Any hospital visitor who is not seeking medical care must be in good health, McKelvie said Wednesday afternoon. "Health" in this case is defined as not having a fever, body aches, sore throat, diarrhea, vomiting, coughing or sneezing, she said.

No more than four visitors are allowed with a patient at a time, and all visitors will be asked to check in at the nurses' station. Some visitors may be asked to wear a mask, visit at another time or follow special guidelines, according to the release. The hospital will provide a mask for anyone who's asked to wear one, McKelvie said.

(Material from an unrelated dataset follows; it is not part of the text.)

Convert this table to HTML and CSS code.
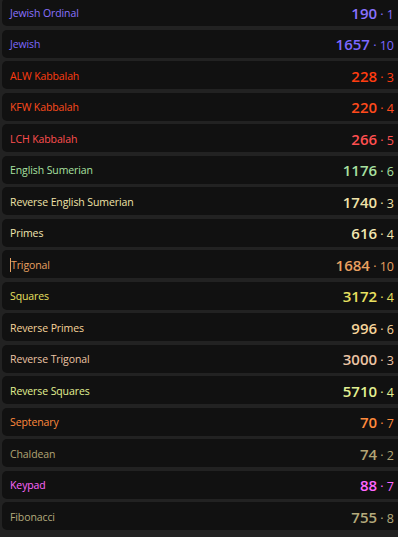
FILE: index.html
```html
<!DOCTYPE html>
<html>
<head>
<meta charset="utf-8">
<link rel="stylesheet" href="styles.css">
</head>
<body>
<div class="list">
  <div class="row c-jo"><span class="name">Jewish Ordinal</span><span class="val"><b>190</b> · 1</span></div>
  <div class="row c-jw"><span class="name">Jewish</span><span class="val"><b>1657</b> · 10</span></div>
  <div class="row c-alw"><span class="name">ALW Kabbalah</span><span class="val"><b>228</b> · 3</span></div>
  <div class="row c-kfw"><span class="name">KFW Kabbalah</span><span class="val"><b>220</b> · 4</span></div>
  <div class="row c-lch"><span class="name">LCH Kabbalah</span><span class="val"><b>266</b> · 5</span></div>
  <div class="row c-es"><span class="name">English Sumerian</span><span class="val"><b>1176</b> · 6</span></div>
  <div class="row c-res"><span class="name">Reverse English Sumerian</span><span class="val"><b>1740</b> · 3</span></div>
  <div class="row c-pr"><span class="name">Primes</span><span class="val"><b>616</b> · 4</span></div>
  <div class="row c-tr"><span class="name"><span class="caret"></span>Trigonal</span><span class="val"><b>1684</b> · 10</span></div>
  <div class="row c-sq"><span class="name">Squares</span><span class="val"><b>3172</b> · 4</span></div>
  <div class="row c-rpr"><span class="name">Reverse Primes</span><span class="val"><b>996</b> · 6</span></div>
  <div class="row c-rtr"><span class="name">Reverse Trigonal</span><span class="val"><b>3000</b> · 3</span></div>
  <div class="row c-rsq"><span class="name">Reverse Squares</span><span class="val"><b>5710</b> · 4</span></div>
  <div class="row c-sep"><span class="name">Septenary</span><span class="val"><b>70</b> · 7</span></div>
  <div class="row c-ch"><span class="name">Chaldean</span><span class="val"><b>74</b> · 2</span></div>
  <div class="row c-kp"><span class="name">Keypad</span><span class="val"><b>88</b> · 7</span></div>
  <div class="row c-fib"><span class="name">Fibonacci</span><span class="val"><b>755</b> · 8</span></div>
</div>
</body>
</html>
```
FILE: styles.css
```css
html, body {
  margin: 0;
  padding: 0;
  background: #222222;
  overflow: hidden;
}
body {
  font-family: "Open Sans", "Noto Sans", sans-serif;
  width: 398px;
  height: 537px;
}
.list {
  display: flex;
  flex-direction: column;
  gap: 3.5px;
  margin-top: -2px;
  padding-left: 2px;
  margin-right: -6px;
}
.row {
  height: 28px;
  box-sizing: border-box;
  background: #111111;
  border-radius: 5px;
  display: flex;
  align-items: center;
  justify-content: space-between;
  padding: 1px 10px 0 8px;
}
.name {
  font-size: 10.5px;
  font-weight: 500;
  letter-spacing: -0.1px;
  display: flex;
  align-items: center;
}
.val {
  font-size: 12.5px;
  font-weight: 400;
}
.val b {
  font-size: 15px;
  font-weight: 600;
}
.caret {
  display: inline-block;
  width: 1px;
  height: 14px;
  background: #e8a060;
}
.c-jo { color: #8a72ff; }
.c-jw { color: #7d68ff; }
.c-alw { color: #ff3c10; }
.c-kfw { color: #ff4a1c; }
.c-lch { color: #ff4f4f; }
.c-es { color: #a8e0a0; }
.c-res { color: #f0e2a8; }
.c-pr { color: #f2e6b0; }
.c-tr { color: #e8a060; }
.c-sq { color: #e8e060; }
.c-rpr { color: #f6d49a; }
.c-rtr { color: #ecc4a4; }
.c-rsq { color: #e2f092; }
.c-sep { color: #ff8a3c; }
.c-ch { color: #b2a474; }
.c-kp { color: #ff66ff; }
.c-fib { color: #b4aa7c; }
```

The guidelines also require visitors to wash their hands or use hand sanitizer before entering or exiting a patient room. They encourage people with weak immune systems and women who are pregnant to avoid the hospital if they are not seeking medical care.

Aside from the Family Birth Place exception for children age 12 and younger, YVMC's guidelines are similar to what the Colorado Department of Public Health and Environment recommended, McKelvie said.

"These are the recommendations. Some hospitals are getting more restrictive or perhaps they make some allowances, so we did individualize them a little bit," McKelvie said.

The guidelines went into effect Wednesday and will be posted at www.yvmc.org.

As of Wednesday afternoon, all hospital employees had been notified about the new rules, and signs were being posted at all entrances and patient care areas, McKelvie said. Signs also might be posted on the door of each patient room, she said.

McKelvie said the hospital has not set an end date for the restrictions.

"At this time, we do anticipate it would be through the flu season. The regular flu season generally lasts into April. : So we anticipate this may be in place all winter long. However, we will update the community as things change, if they change," she said.